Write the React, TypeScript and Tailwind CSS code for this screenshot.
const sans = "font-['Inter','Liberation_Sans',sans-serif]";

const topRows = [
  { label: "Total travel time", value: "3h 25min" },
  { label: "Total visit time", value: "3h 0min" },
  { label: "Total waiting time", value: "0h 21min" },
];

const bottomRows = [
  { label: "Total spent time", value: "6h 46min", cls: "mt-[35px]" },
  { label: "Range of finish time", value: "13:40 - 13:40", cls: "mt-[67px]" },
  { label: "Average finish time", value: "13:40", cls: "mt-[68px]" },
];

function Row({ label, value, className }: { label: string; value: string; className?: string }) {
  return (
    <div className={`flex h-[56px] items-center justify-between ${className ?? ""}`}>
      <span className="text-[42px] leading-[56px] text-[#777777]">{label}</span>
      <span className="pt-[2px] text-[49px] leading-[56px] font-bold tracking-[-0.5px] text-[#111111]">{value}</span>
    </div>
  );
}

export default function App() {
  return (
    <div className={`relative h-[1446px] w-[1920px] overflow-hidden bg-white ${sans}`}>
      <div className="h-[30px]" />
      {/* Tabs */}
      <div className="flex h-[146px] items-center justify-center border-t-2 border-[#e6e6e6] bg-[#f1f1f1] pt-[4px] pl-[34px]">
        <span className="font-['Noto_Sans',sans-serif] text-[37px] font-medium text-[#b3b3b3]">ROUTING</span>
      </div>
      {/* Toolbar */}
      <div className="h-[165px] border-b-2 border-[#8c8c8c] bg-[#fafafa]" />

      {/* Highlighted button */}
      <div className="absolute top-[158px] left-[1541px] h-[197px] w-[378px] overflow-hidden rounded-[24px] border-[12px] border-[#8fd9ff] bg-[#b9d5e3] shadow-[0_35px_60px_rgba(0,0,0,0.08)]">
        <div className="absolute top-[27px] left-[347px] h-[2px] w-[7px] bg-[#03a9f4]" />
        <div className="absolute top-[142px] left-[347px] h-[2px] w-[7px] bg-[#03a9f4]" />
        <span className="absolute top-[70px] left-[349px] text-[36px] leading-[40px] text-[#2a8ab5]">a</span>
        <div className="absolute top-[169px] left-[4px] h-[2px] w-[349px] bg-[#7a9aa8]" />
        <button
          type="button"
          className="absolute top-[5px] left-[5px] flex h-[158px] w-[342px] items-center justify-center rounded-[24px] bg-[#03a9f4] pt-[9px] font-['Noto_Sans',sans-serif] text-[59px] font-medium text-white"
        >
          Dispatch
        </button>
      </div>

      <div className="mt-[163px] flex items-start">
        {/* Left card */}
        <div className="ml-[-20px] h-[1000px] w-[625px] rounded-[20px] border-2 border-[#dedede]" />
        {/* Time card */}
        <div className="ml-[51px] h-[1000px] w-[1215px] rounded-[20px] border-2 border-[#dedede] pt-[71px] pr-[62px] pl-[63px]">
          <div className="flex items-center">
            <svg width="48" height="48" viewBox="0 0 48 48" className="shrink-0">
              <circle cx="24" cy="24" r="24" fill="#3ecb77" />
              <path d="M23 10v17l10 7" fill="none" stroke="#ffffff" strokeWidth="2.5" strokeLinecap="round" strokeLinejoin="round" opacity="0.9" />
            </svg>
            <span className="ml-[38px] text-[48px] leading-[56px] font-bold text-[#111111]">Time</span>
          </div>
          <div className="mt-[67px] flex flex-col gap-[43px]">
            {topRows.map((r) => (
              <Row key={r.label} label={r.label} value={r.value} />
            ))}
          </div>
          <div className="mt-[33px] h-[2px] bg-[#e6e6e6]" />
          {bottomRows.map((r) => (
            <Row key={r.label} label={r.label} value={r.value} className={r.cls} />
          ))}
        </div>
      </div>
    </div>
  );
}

* * *

Problem to work on :: Please return the data above exactly as given.

Exercise answer ::
Write the React, TypeScript and Tailwind CSS code for this screenshot.
const sans = "font-['Inter','Liberation_Sans',sans-serif]";

const topRows = [
  { label: "Total travel time", value: "3h 25min" },
  { label: "Total visit time", value: "3h 0min" },
  { label: "Total waiting time", value: "0h 21min" },
];

const bottomRows = [
  { label: "Total spent time", value: "6h 46min", cls: "mt-[35px]" },
  { label: "Range of finish time", value: "13:40 - 13:40", cls: "mt-[67px]" },
  { label: "Average finish time", value: "13:40", cls: "mt-[68px]" },
];

function Row({ label, value, className }: { label: string; value: string; className?: string }) {
  return (
    <div className={`flex h-[56px] items-center justify-between ${className ?? ""}`}>
      <span className="text-[42px] leading-[56px] text-[#777777]">{label}</span>
      <span className="pt-[2px] text-[49px] leading-[56px] font-bold tracking-[-0.5px] text-[#111111]">{value}</span>
    </div>
  );
}

export default function App() {
  return (
    <div className={`relative h-[1446px] w-[1920px] overflow-hidden bg-white ${sans}`}>
      <div className="h-[30px]" />
      {/* Tabs */}
      <div className="flex h-[146px] items-center justify-center border-t-2 border-[#e6e6e6] bg-[#f1f1f1] pt-[4px] pl-[34px]">
        <span className="font-['Noto_Sans',sans-serif] text-[37px] font-medium text-[#b3b3b3]">ROUTING</span>
      </div>
      {/* Toolbar */}
      <div className="h-[165px] border-b-2 border-[#8c8c8c] bg-[#fafafa]" />

      {/* Highlighted button */}
      <div className="absolute top-[158px] left-[1541px] h-[197px] w-[378px] overflow-hidden rounded-[24px] border-[12px] border-[#8fd9ff] bg-[#b9d5e3] shadow-[0_35px_60px_rgba(0,0,0,0.08)]">
        <div className="absolute top-[27px] left-[347px] h-[2px] w-[7px] bg-[#03a9f4]" />
        <div className="absolute top-[142px] left-[347px] h-[2px] w-[7px] bg-[#03a9f4]" />
        <span className="absolute top-[70px] left-[349px] text-[36px] leading-[40px] text-[#2a8ab5]">a</span>
        <div className="absolute top-[169px] left-[4px] h-[2px] w-[349px] bg-[#7a9aa8]" />
        <button
          type="button"
          className="absolute top-[5px] left-[5px] flex h-[158px] w-[342px] items-center justify-center rounded-[24px] bg-[#03a9f4] pt-[9px] font-['Noto_Sans',sans-serif] text-[59px] font-medium text-white"
        >
          Dispatch
        </button>
      </div>

      <div className="mt-[163px] flex items-start">
        {/* Left card */}
        <div className="ml-[-20px] h-[1000px] w-[625px] rounded-[20px] border-2 border-[#dedede]" />
        {/* Time card */}
        <div className="ml-[51px] h-[1000px] w-[1215px] rounded-[20px] border-2 border-[#dedede] pt-[71px] pr-[62px] pl-[63px]">
          <div className="flex items-center">
            <svg width="48" height="48" viewBox="0 0 48 48" className="shrink-0">
              <circle cx="24" cy="24" r="24" fill="#3ecb77" />
              <path d="M23 10v17l10 7" fill="none" stroke="#ffffff" strokeWidth="2.5" strokeLinecap="round" strokeLinejoin="round" opacity="0.9" />
            </svg>
            <span className="ml-[38px] text-[48px] leading-[56px] font-bold text-[#111111]">Time</span>
          </div>
          <div className="mt-[67px] flex flex-col gap-[43px]">
            {topRows.map((r) => (
              <Row key={r.label} label={r.label} value={r.value} />
            ))}
          </div>
          <div className="mt-[33px] h-[2px] bg-[#e6e6e6]" />
          {bottomRows.map((r) => (
            <Row key={r.label} label={r.label} value={r.value} className={r.cls} />
          ))}
        </div>
      </div>
    </div>
  );
}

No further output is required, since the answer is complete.